Sixth, we have to hold life sacred. The Declaration of Independence says, “We hold these truths to be self-evident, that all men are created equal, that they are endowed by their Creator with certain unalienable Rights, that among these are Life, Liberty and the pursuit of Happiness.” We have to live up to the statement of our own freedom. If we don’t hold life sacred from the point of conception, we are dooming ourselves to compromise at best, destruction at worst. This does not mean to attack the “right to choose” people. But to show your love for life and keep it sacred. I would like to see a Constitutional Amendment that defines citizenship, that includes citizenship upon conception.
Seventh, we have to defend the family. This means that the nuclear family of one man, one woman should be the goal of society. Yes, there will be some who will not like that goal, and want to redefine it to suit their own earthly desires. We cannot change the nature of man, any more than we can change the nature of God. God has set forth the ways that he wants us to live, and man will find ways to justify doing it otherwise.
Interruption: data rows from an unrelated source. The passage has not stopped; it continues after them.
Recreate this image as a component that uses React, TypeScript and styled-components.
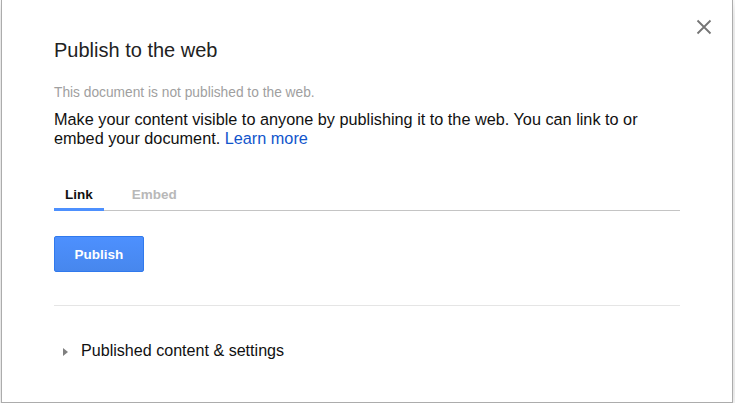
import React from "react";
import styled, { createGlobalStyle } from "styled-components";

const GlobalStyle = createGlobalStyle`
  html, body {
    margin: 0;
    padding: 0;
    background: #ffffff;
    font-family: "Liberation Sans", Arial, sans-serif;
  }
`;

const Dialog = styled.div`
  position: relative;
  box-sizing: border-box;
  margin-left: 1px;
  width: 732px;
  height: 403px;
  background: #fff;
  border: 1px solid #acacac;
  border-top: none;
  box-shadow: 0 4px 16px rgba(0, 0, 0, 0.2);
  padding: 38px 52px 0 52px;
  overflow: hidden;
`;

const CloseButton = styled.button`
  position: absolute;
  top: 19px;
  right: 20px;
  width: 16px;
  height: 16px;
  padding: 0;
  border: none;
  background: transparent;
  cursor: pointer;
  display: flex;
`;

const Title = styled.h1`
  margin: 0;
  font-size: 20px;
  line-height: 24px;
  font-weight: normal;
  color: #222;
`;

const Status = styled.div`
  margin-top: 22px;
  font-size: 13.75px;
  line-height: 17px;
  color: #a0a0a0;
`;

const Description = styled.p`
  margin: 9px 0 0;
  font-size: 16.25px;
  line-height: 19px;
  color: #111;
`;

const LearnMore = styled.a`
  color: #1155cc;
  text-decoration: none;
`;

const TabBar = styled.div`
  margin-top: 39px;
  display: flex;
  border-bottom: 1px solid #c4c4c4;
`;

const Tab = styled.div<{ $active?: boolean }>`
  padding: 0 11px 5px;
  margin-right: 17px;
  margin-bottom: -1px;
  font-size: 13.5px;
  line-height: 16px;
  font-weight: bold;
  color: ${(p) => (p.$active ? "#111" : "#b8b8b8")};
  border-bottom: 3px solid ${(p) => (p.$active ? "#4d90fe" : "transparent")};
`;

const PublishButton = styled.button`
  margin-top: 25px;
  box-sizing: border-box;
  width: 90px;
  height: 36px;
  border: 1px solid #3079ed;
  border-radius: 2px;
  background: linear-gradient(#4d90fe, #4787ed);
  color: #fff;
  font-family: "Liberation Sans", Arial, sans-serif;
  font-size: 13.5px;
  font-weight: bold;
  cursor: pointer;
`;

const Separator = styled.div`
  margin-top: 33px;
  height: 1px;
  background: #e5e5e5;
`;

const Expander = styled.div`
  margin-top: 35px;
  display: flex;
  align-items: center;
  padding-left: 9px;
  gap: 13px;
  font-size: 16.1px;
  line-height: 18px;
  color: #111;
  cursor: pointer;
`;

const Triangle = styled.span`
  width: 0;
  height: 0;
  margin-top: 3px;
  border-left: 5px solid #808080;
  border-top: 4px solid transparent;
  border-bottom: 4px solid transparent;
`;

export default function App() {
  return (
    <>
      <GlobalStyle />
      <Dialog>
        <CloseButton aria-label="Close">
          <svg width="16" height="16" viewBox="0 0 16 16">
            <path d="M1.5 1.5 L14.5 14.5 M14.5 1.5 L1.5 14.5" stroke="#757575" strokeWidth="1.8" fill="none" />
          </svg>
        </CloseButton>
        <Title>Publish to the web</Title>
        <Status>This document is not published to the web.</Status>
        <Description>
          Make your content visible to anyone by publishing it to the web. You can link to or embed your
          document. <LearnMore href="#">Learn more</LearnMore>
        </Description>
        <TabBar>
          <Tab $active>Link</Tab>
          <Tab>Embed</Tab>
        </TabBar>
        <PublishButton>Publish</PublishButton>
        <Separator />
        <Expander>
          <Triangle />
          Published content &amp; settings
        </Expander>
      </Dialog>
    </>
  );
}
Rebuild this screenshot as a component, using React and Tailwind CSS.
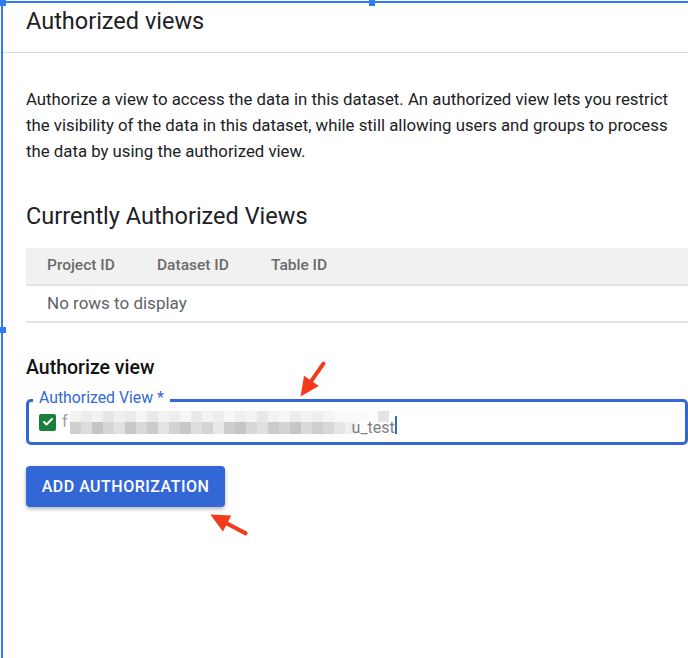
import { Check } from 'lucide-react'

const topRow = [
  'bg-[#f4f4f4]', 'bg-[#ececec]', 'bg-[#f2f2f2]', 'bg-[#e6e6e6]', 'bg-[#f0f0f0]', 'bg-[#ebebeb]',
  'bg-[#f5f5f5]', 'bg-[#e9e9e9]', 'bg-[#f1f1f1]', 'bg-[#eeeeee]', 'bg-[#f6f6f6]', 'bg-[#eaeaea]',
  'bg-[#f3f3f3]', 'bg-[#ededed]', 'bg-[#f7f7f7]', 'bg-[#efefef]', 'bg-[#f4f4f4]', 'bg-[#e8e8e8]',
  'bg-[#f2f2f2]', 'bg-[#f6f6f6]', 'bg-[#ececec]', 'bg-[#f3f3f3]', 'bg-[#eeeeee]', 'bg-[#f5f5f5]',
  'bg-[#f9f9f9]', 'bg-[#fafafa]', 'bg-[#fbfbfb]', 'bg-[#fcfcfc]', 'bg-[#e4e4e4]',
]

const bottomRow = [
  'bg-[#cfcfcf]', 'bg-[#dcdcdc]', 'bg-[#c4c4c4]', 'bg-[#d6d6d6]', 'bg-[#e1e1e1]', 'bg-[#c9c9c9]',
  'bg-[#d9d9d9]', 'bg-[#cccccc]', 'bg-[#e3e3e3]', 'bg-[#d2d2d2]', 'bg-[#c7c7c7]', 'bg-[#dedede]',
  'bg-[#d4d4d4]', 'bg-[#e8e8e8]', 'bg-[#cdcdcd]', 'bg-[#c5c5c5]', 'bg-[#d8d8d8]', 'bg-[#e0e0e0]',
  'bg-[#cbcbcb]', 'bg-[#d3d3d3]', 'bg-[#c6c6c6]', 'bg-[#dadada]', 'bg-[#cecece]', 'bg-[#d7d7d7]',
  'bg-[#e5e5e5]', 'bg-[#f0f0f0]',
]

function Mosaic() {
  return (
    <div className="flex items-center">
      <span className="text-[16px] text-[#9aa0a6] mr-[2px]">f</span>
      <div className="flex flex-col">
        <div className="flex h-[11px]">
          {topRow.map((c, i) => (
            <div key={i} className={`w-[11px] h-full ${c}`} />
          ))}
        </div>
        <div className="flex h-[12px] items-stretch">
          {bottomRow.map((c, i) => (
            <div key={i} className={`w-[11px] h-full ${c}`} />
          ))}
          <span className="text-[16px] leading-[12px] text-[#7a7f85] -ml-[4px] self-end">u_test</span>
          <span className="w-[2px] h-[18px] bg-[#3367d6] self-end" />
        </div>
      </div>
    </div>
  )
}

function RedArrow({ className, rotate }) {
  return (
    <svg className={className} viewBox="0 0 44 44" width="44" height="44">
      <g transform={`rotate(${rotate} 22 22)`}>
        <path d="M22 2 L22 28" stroke="#f33a1c" strokeWidth="4" strokeLinecap="round" />
        <path d="M13 23 L22 42 L31 23 Z" fill="#f33a1c" />
      </g>
    </svg>
  )
}

export default function App() {
  return (
    <div className="relative w-[688px] h-[658px] bg-white overflow-hidden font-['Roboto',sans-serif] text-[#202124]">
      {/* panel */}
      <div className="h-[53px] border-b border-[#dadce0] pl-[26px] pt-[6px]">
        <h1 className="text-[23.5px] leading-[30px] font-normal">Authorized views</h1>
      </div>

      <div className="pl-[26px]">
        <p className="mt-[33px] w-[650px] text-[16.8px] leading-[26px] text-[#202124]">
          Authorize a view to access the data in this dataset. An authorized view lets you restrict the
          visibility of the data in this dataset, while still allowing users and groups to process the data by
          using the authorized view.
        </p>

        <h2 className="mt-[38px] text-[23.5px] leading-[28px] font-normal">Currently Authorized Views</h2>

        <div className="mt-[18px]">
          <div className="flex h-[38px] items-center bg-[#f1f1f1] border-b-2 border-[#e4e4e4] pl-[21px] text-[15.5px] font-medium text-[#6b6b6b]">
            <span className="w-[110px]">Project ID</span>
            <span className="w-[114px]">Dataset ID</span>
            <span>Table ID</span>
          </div>
          <div className="flex h-[37px] items-center border-b-2 border-[#e4e4e4] pl-[21px] text-[17px] text-[#5f6368]">
            No rows to display
          </div>
        </div>

        <h3 className="mt-[32px] text-[19.5px] leading-[26px] font-medium text-[#111]">Authorize view</h3>

        <div className="relative mt-[18px] h-[46px] border-[3px] border-[#3367d6] rounded-[5px] flex items-center pl-[10px]">
          <span className="absolute -top-[15px] left-[4px] bg-white px-[6px] text-[15.8px] leading-[22px] text-[#3367d6]">
            Authorized View *
          </span>
          <span className="w-[17px] h-[17px] rounded-[2px] bg-[#188038] flex items-center justify-center mr-[6px]">
            <Check className="w-[12px] h-[12px] text-white" strokeWidth={4} />
          </span>
          <Mosaic />
        </div>

        <button className="mt-[21px] h-[41px] w-[199px] rounded-[4px] bg-[#3367d6] text-white text-[16px] font-medium tracking-[0.5px] shadow-[0_2px_4px_rgba(0,0,0,0.3)]">
          ADD AUTHORIZATION
        </button>
      </div>

      {/* annotation arrows */}
      <RedArrow className="absolute left-[290px] top-[358px]" rotate={35} />
      <RedArrow className="absolute left-[206px] top-[502px]" rotate={118} />

      {/* selection outline */}
      <div className="absolute top-[1px] left-0 right-0 h-[2px] bg-[#2f7bf5]" />
      <div className="absolute top-0 bottom-0 left-[1px] w-[2px] bg-[#2f7bf5]" />
      <div className="absolute top-0 left-0 w-[6px] h-[6px] bg-[#2f7bf5]" />
      <div className="absolute top-0 left-[369px] w-[6px] h-[6px] bg-[#2f7bf5]" />
      <div className="absolute top-[327px] left-0 w-[6px] h-[6px] bg-[#2f7bf5]" />
    </div>
  )
}
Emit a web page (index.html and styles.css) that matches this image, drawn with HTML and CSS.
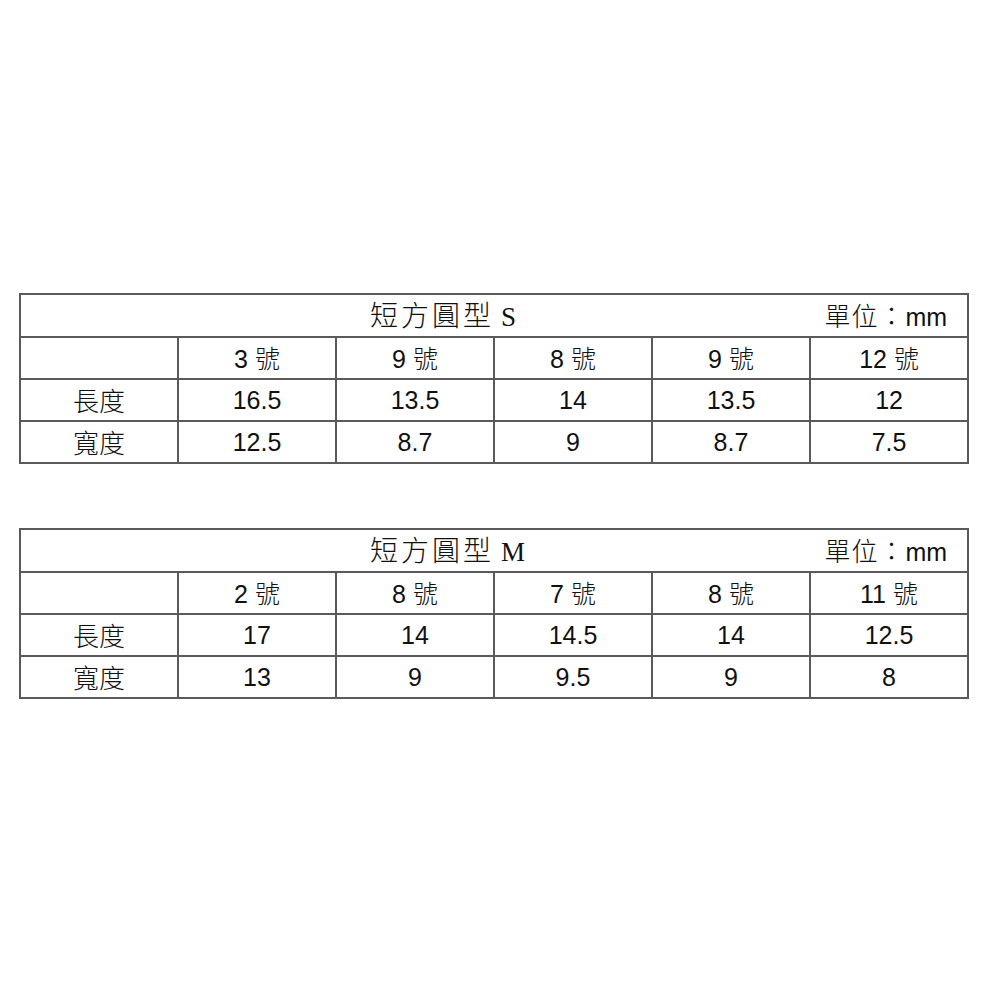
FILE: index.html
```html
<!DOCTYPE html>
<html lang="zh-Hant">
<head>
<meta charset="utf-8">
<title>短方圓型 尺寸表</title>
<link rel="stylesheet" href="styles.css">
</head>
<body>
<main class="page">
  <table class="size-table">
    <colgroup><col><col><col><col><col><col></colgroup>
    <tr class="title-row">
      <td colspan="6">
        <div class="title-bar">
          <span class="title"><span class="cjk">短方圓型</span><span class="latin">S</span></span>
          <span class="unit"><span class="cjk">單位：</span>mm</span>
        </div>
      </td>
    </tr>
    <tr>
      <td></td>
      <td>3 <span class="cjk">號</span></td>
      <td>9 <span class="cjk">號</span></td>
      <td>8 <span class="cjk">號</span></td>
      <td>9 <span class="cjk">號</span></td>
      <td>12 <span class="cjk">號</span></td>
    </tr>
    <tr>
      <td class="cjk label">長度</td>
      <td>16.5</td><td>13.5</td><td>14</td><td>13.5</td><td>12</td>
    </tr>
    <tr>
      <td class="cjk label">寬度</td>
      <td>12.5</td><td>8.7</td><td>9</td><td>8.7</td><td>7.5</td>
    </tr>
  </table>

  <table class="size-table">
    <colgroup><col><col><col><col><col><col></colgroup>
    <tr class="title-row">
      <td colspan="6">
        <div class="title-bar">
          <span class="title"><span class="cjk">短方圓型</span><span class="latin">M</span></span>
          <span class="unit"><span class="cjk">單位：</span>mm</span>
        </div>
      </td>
    </tr>
    <tr>
      <td></td>
      <td>2 <span class="cjk">號</span></td>
      <td>8 <span class="cjk">號</span></td>
      <td>7 <span class="cjk">號</span></td>
      <td>8 <span class="cjk">號</span></td>
      <td>11 <span class="cjk">號</span></td>
    </tr>
    <tr>
      <td class="cjk label">長度</td>
      <td>17</td><td>14</td><td>14.5</td><td>14</td><td>12.5</td>
    </tr>
    <tr>
      <td class="cjk label">寬度</td>
      <td>13</td><td>9</td><td>9.5</td><td>9</td><td>8</td>
    </tr>
  </table>
</main>
</body>
</html>
```

FILE: styles.css
```css
html, body {
  margin: 0;
  padding: 0;
  background: #ffffff;
}

.page {
  padding: 293px 32px 0 19px;
  display: flex;
  flex-direction: column;
  gap: 64px;
}

.size-table {
  width: 948px;
  border-collapse: collapse;
  table-layout: fixed;
  font-family: "Liberation Sans", "Noto Sans CJK TC", sans-serif;
  font-size: 25px;
  color: #111;
}

.size-table col {
  width: 158px;
}

.size-table td {
  border: 2px solid #5a5a5a;
  height: 40px;
  padding: 0;
  text-align: center;
  vertical-align: middle;
  line-height: 1;
}

.cjk {
  font-family: "Noto Sans CJK TC", "Noto Sans CJK SC", sans-serif;
  font-weight: 300;
}

.label {
  font-size: 26px;
}

.title-row td {
  height: 41px;
}

.title-bar {
  display: flex;
  justify-content: space-between;
  align-items: center;
  padding: 0 20px 0 349px;
}

.title {
  display: flex;
  align-items: baseline;
}

.title .cjk {
  font-size: 28px;
  letter-spacing: 3px;
}

.title .latin {
  font-family: "Liberation Serif", serif;
  font-size: 27px;
  margin-left: 7px;
}

.unit {
  font-size: 25px;
}

.unit .cjk {
  font-size: 26px;
  letter-spacing: 1px;
}
```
I honestly don’t believe we will change the supreme court ruling, but we honor the family and family values without becoming hateful or preachy.
Hillary and President Obama both mentioned “rule of law” in their speeches today. I think we must demand that all persons follow the law of the land. All the laws, we don’t get to pick and choose. If we have a bad law, let’s get the courts or the lawmaking bodies to change them. But the President, heads of corporations, or Joe the plumber each are subject to the same set of laws and will be held to the same standard.
Second Chronicles 7:14 says, “.. if my people, who are called by my name, will humble themselves and pray and seek my face and turn from their wicked ways, then I will hear from heaven, and I will forgive their sin and will heal their land.” I believe we got the first answer to our pleas. We now have to do the hard work to ensure the complete healing. We do this best by starting with love.